● Task details
Give the data below again exactly as it stands. Omit the pictures.

● Provided records
———
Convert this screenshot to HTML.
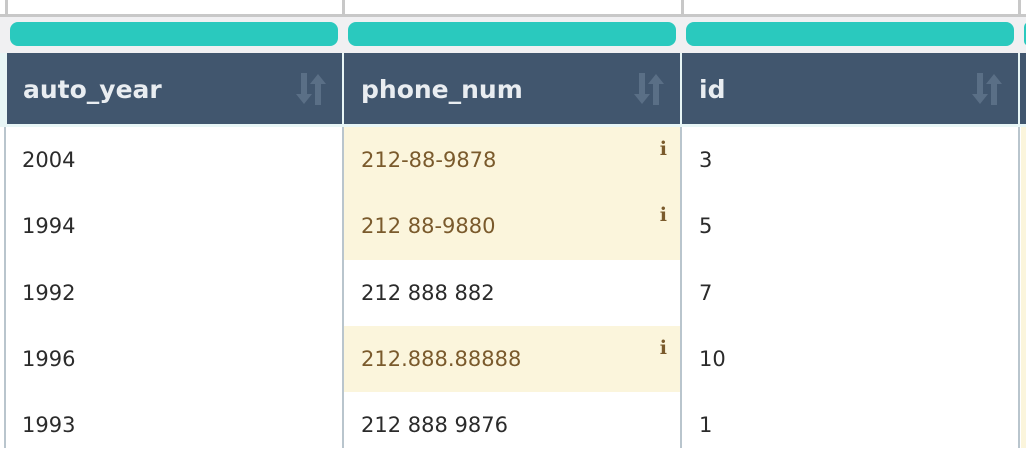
<!DOCTYPE html>
<html><head><style>
*{margin:0;padding:0;box-sizing:border-box}
body{width:1026px;height:448px;overflow:hidden;background:#fff;font-family:"DejaVu Sans","Liberation Sans",sans-serif;position:relative}
.a{position:absolute}
.vl{position:absolute;top:0;width:3px;height:16px;background:#c8c8c8}
.bar{position:absolute;top:22px;height:24px;background:#2ac9be;border-radius:8px}
.hd{position:absolute;top:53px;height:71px;background:#41566e;color:#e9edf1;font-weight:bold;font-size:25px;line-height:74px;padding-left:17px}
.sort{position:absolute;right:16px;top:20px}
.c{position:absolute;height:66px;font-size:21px;color:#2b2b2b;line-height:66px;padding-left:17px}
.y{background:#fbf5dc;color:#7a5a2c}
.i{position:absolute;right:14px;top:-11px;font-weight:bold;font-family:"DejaVu Serif",serif;font-size:19px;color:#7a5a2c}
.bl{position:absolute;top:127px;width:2px;height:321px;background:#b9c5cd}
</style></head><body>
<div class="a" style="left:0;top:14px;width:1026px;height:3px;background:#c8c8c8"></div>
<div class="vl" style="left:5px"></div><div class="vl" style="left:342px"></div><div class="vl" style="left:681px"></div><div class="vl" style="left:1018px"></div>
<div class="a" style="left:0;top:17px;width:1026px;height:36px;background:#f0f0f2"></div>
<div class="bar" style="left:10px;width:328px"></div>
<div class="bar" style="left:348px;width:328px"></div>
<div class="bar" style="left:686px;width:328px"></div>
<div class="bar" style="left:1024px;width:10px"></div>
<div class="a" style="left:0;top:53px;width:1026px;height:74px;background:#e8f6f6"></div>
<div class="hd" style="left:6px;width:336px">auto_year<svg class="sort" width="30" height="32" viewBox="0 0 30 32"><path d="M5 0h6v21h5l-8 10-8-10h5z" fill="#5a6f86"/><path d="M19 32h6V11h5L22 1l-8 10h5z" fill="#5a6f86"/></svg></div>
<div class="hd" style="left:344px;width:336px">phone_num<svg class="sort" width="30" height="32" viewBox="0 0 30 32"><path d="M5 0h6v21h5l-8 10-8-10h5z" fill="#5a6f86"/><path d="M19 32h6V11h5L22 1l-8 10h5z" fill="#5a6f86"/></svg></div>
<div class="hd" style="left:682px;width:336px">id<svg class="sort" width="30" height="32" viewBox="0 0 30 32"><path d="M5 0h6v21h5l-8 10-8-10h5z" fill="#5a6f86"/><path d="M19 32h6V11h5L22 1l-8 10h5z" fill="#5a6f86"/></svg></div>
<div class="hd" style="left:1020px;width:10px"></div>

<div class="c" style="left:5px;top:127px;width:338px">2004</div>
<div class="c" style="left:5px;top:193px;width:338px">1994</div>
<div class="c" style="left:5px;top:260px;width:338px">1992</div>
<div class="c" style="left:5px;top:326px;width:338px">1996</div>
<div class="c" style="left:5px;top:392px;width:338px">1993</div>

<div class="c y" style="left:344px;top:127px;width:337px">212-88-9878<span class="i">i</span></div>
<div class="c y" style="left:344px;top:193px;width:337px;height:67px">212 88-9880<span class="i">i</span></div>
<div class="c" style="left:344px;top:260px;width:337px">212 888 882</div>
<div class="c y" style="left:344px;top:326px;width:337px">212.888.88888<span class="i">i</span></div>
<div class="c" style="left:344px;top:392px;width:337px">212 888 9876</div>

<div class="c" style="left:682px;top:127px;width:337px">3</div>
<div class="c" style="left:682px;top:193px;width:337px">5</div>
<div class="c" style="left:682px;top:260px;width:337px">7</div>
<div class="c" style="left:682px;top:326px;width:337px">10</div>
<div class="c" style="left:682px;top:392px;width:337px">1</div>
<div class="a y" style="left:1021px;top:127px;width:5px;height:321px"></div>

<div class="bl" style="left:4px"></div><div class="bl" style="left:342px"></div><div class="bl" style="left:680px"></div><div class="bl" style="left:1018px"></div>
<div class="a" style="left:5px;top:53px;width:2px;height:71px;background:#e8f6f6"></div>
<div class="a" style="left:342px;top:53px;width:2px;height:71px;background:#e8f6f6"></div>
<div class="a" style="left:680px;top:53px;width:2px;height:71px;background:#e8f6f6"></div>
<div class="a" style="left:1018px;top:53px;width:2px;height:71px;background:#e8f6f6"></div>
</body></html>
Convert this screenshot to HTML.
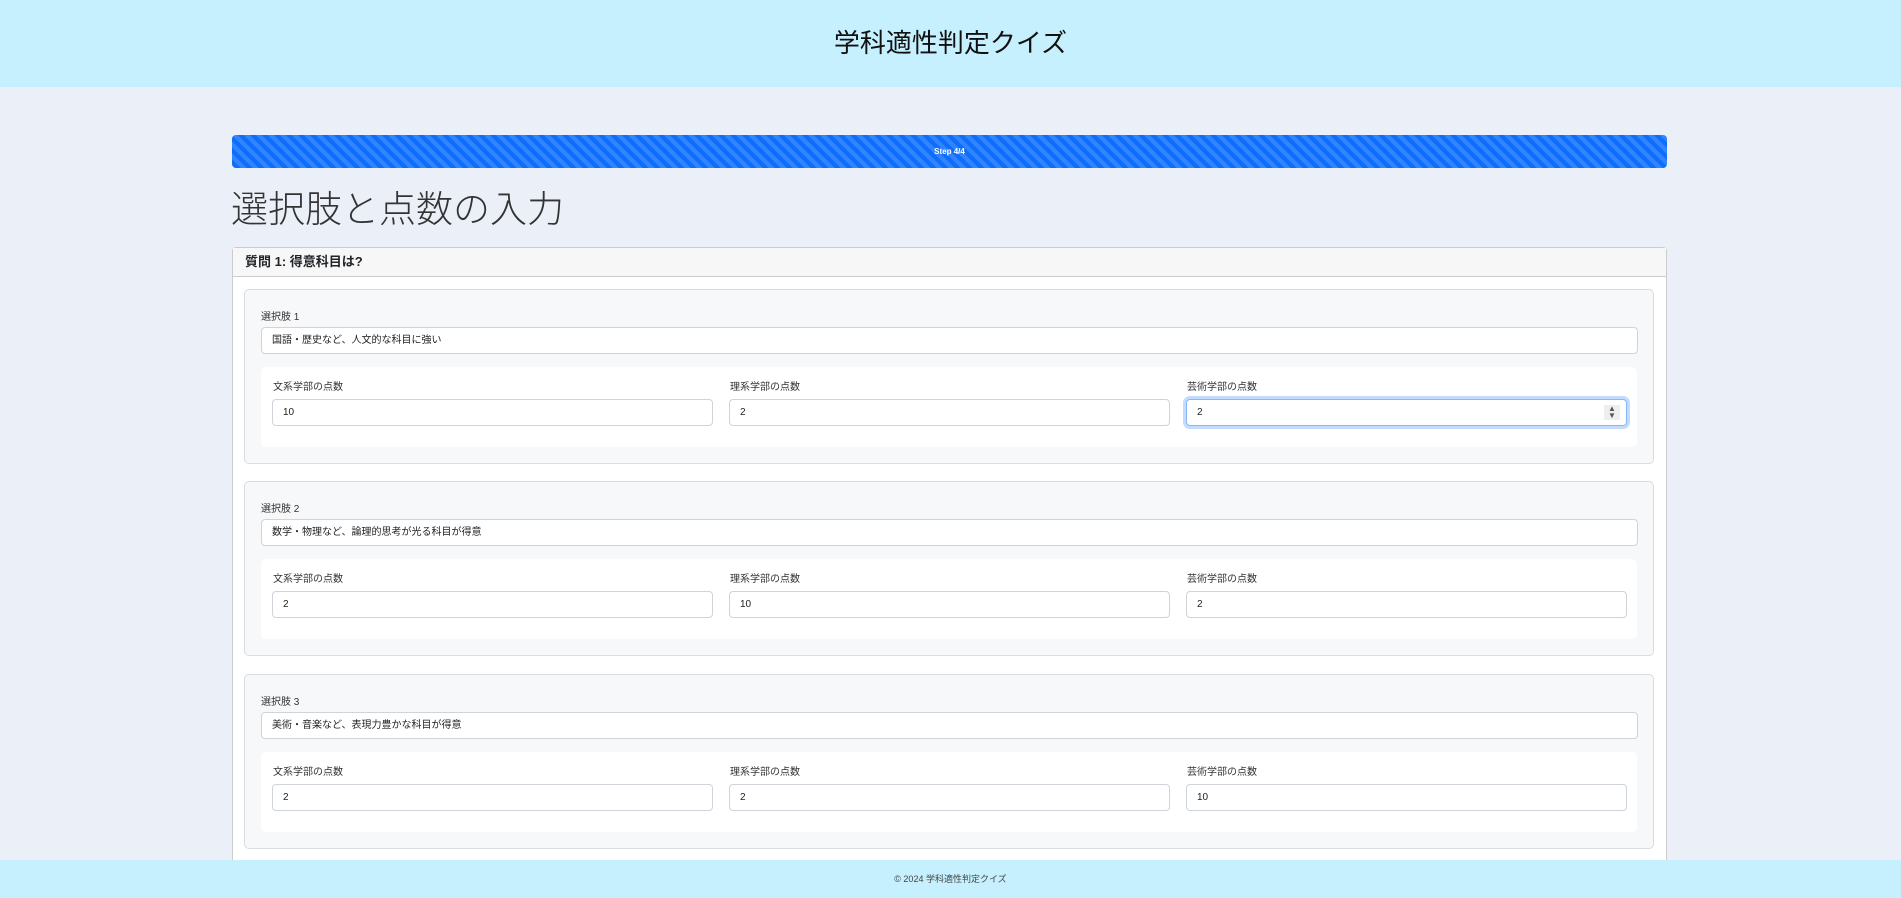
———
● Answer below
Convert this screenshot to HTML.
<!DOCTYPE html>
<html><head><style>
*{margin:0;padding:0;box-sizing:border-box}
body{width:1026px;height:448px;overflow:hidden;background:#fff;font-family:"DejaVu Sans","Liberation Sans",sans-serif;position:relative}
.a{position:absolute}
.vl{position:absolute;top:0;width:3px;height:16px;background:#c8c8c8}
.bar{position:absolute;top:22px;height:24px;background:#2ac9be;border-radius:8px}
.hd{position:absolute;top:53px;height:71px;background:#41566e;color:#e9edf1;font-weight:bold;font-size:25px;line-height:74px;padding-left:17px}
.sort{position:absolute;right:16px;top:20px}
.c{position:absolute;height:66px;font-size:21px;color:#2b2b2b;line-height:66px;padding-left:17px}
.y{background:#fbf5dc;color:#7a5a2c}
.i{position:absolute;right:14px;top:-11px;font-weight:bold;font-family:"DejaVu Serif",serif;font-size:19px;color:#7a5a2c}
.bl{position:absolute;top:127px;width:2px;height:321px;background:#b9c5cd}
</style></head><body>
<div class="a" style="left:0;top:14px;width:1026px;height:3px;background:#c8c8c8"></div>
<div class="vl" style="left:5px"></div><div class="vl" style="left:342px"></div><div class="vl" style="left:681px"></div><div class="vl" style="left:1018px"></div>
<div class="a" style="left:0;top:17px;width:1026px;height:36px;background:#f0f0f2"></div>
<div class="bar" style="left:10px;width:328px"></div>
<div class="bar" style="left:348px;width:328px"></div>
<div class="bar" style="left:686px;width:328px"></div>
<div class="bar" style="left:1024px;width:10px"></div>
<div class="a" style="left:0;top:53px;width:1026px;height:74px;background:#e8f6f6"></div>
<div class="hd" style="left:6px;width:336px">auto_year<svg class="sort" width="30" height="32" viewBox="0 0 30 32"><path d="M5 0h6v21h5l-8 10-8-10h5z" fill="#5a6f86"/><path d="M19 32h6V11h5L22 1l-8 10h5z" fill="#5a6f86"/></svg></div>
<div class="hd" style="left:344px;width:336px">phone_num<svg class="sort" width="30" height="32" viewBox="0 0 30 32"><path d="M5 0h6v21h5l-8 10-8-10h5z" fill="#5a6f86"/><path d="M19 32h6V11h5L22 1l-8 10h5z" fill="#5a6f86"/></svg></div>
<div class="hd" style="left:682px;width:336px">id<svg class="sort" width="30" height="32" viewBox="0 0 30 32"><path d="M5 0h6v21h5l-8 10-8-10h5z" fill="#5a6f86"/><path d="M19 32h6V11h5L22 1l-8 10h5z" fill="#5a6f86"/></svg></div>
<div class="hd" style="left:1020px;width:10px"></div>

<div class="c" style="left:5px;top:127px;width:338px">2004</div>
<div class="c" style="left:5px;top:193px;width:338px">1994</div>
<div class="c" style="left:5px;top:260px;width:338px">1992</div>
<div class="c" style="left:5px;top:326px;width:338px">1996</div>
<div class="c" style="left:5px;top:392px;width:338px">1993</div>

<div class="c y" style="left:344px;top:127px;width:337px">212-88-9878<span class="i">i</span></div>
<div class="c y" style="left:344px;top:193px;width:337px;height:67px">212 88-9880<span class="i">i</span></div>
<div class="c" style="left:344px;top:260px;width:337px">212 888 882</div>
<div class="c y" style="left:344px;top:326px;width:337px">212.888.88888<span class="i">i</span></div>
<div class="c" style="left:344px;top:392px;width:337px">212 888 9876</div>

<div class="c" style="left:682px;top:127px;width:337px">3</div>
<div class="c" style="left:682px;top:193px;width:337px">5</div>
<div class="c" style="left:682px;top:260px;width:337px">7</div>
<div class="c" style="left:682px;top:326px;width:337px">10</div>
<div class="c" style="left:682px;top:392px;width:337px">1</div>
<div class="a y" style="left:1021px;top:127px;width:5px;height:321px"></div>

<div class="bl" style="left:4px"></div><div class="bl" style="left:342px"></div><div class="bl" style="left:680px"></div><div class="bl" style="left:1018px"></div>
<div class="a" style="left:5px;top:53px;width:2px;height:71px;background:#e8f6f6"></div>
<div class="a" style="left:342px;top:53px;width:2px;height:71px;background:#e8f6f6"></div>
<div class="a" style="left:680px;top:53px;width:2px;height:71px;background:#e8f6f6"></div>
<div class="a" style="left:1018px;top:53px;width:2px;height:71px;background:#e8f6f6"></div>
</body></html>
Convert this screenshot to HTML.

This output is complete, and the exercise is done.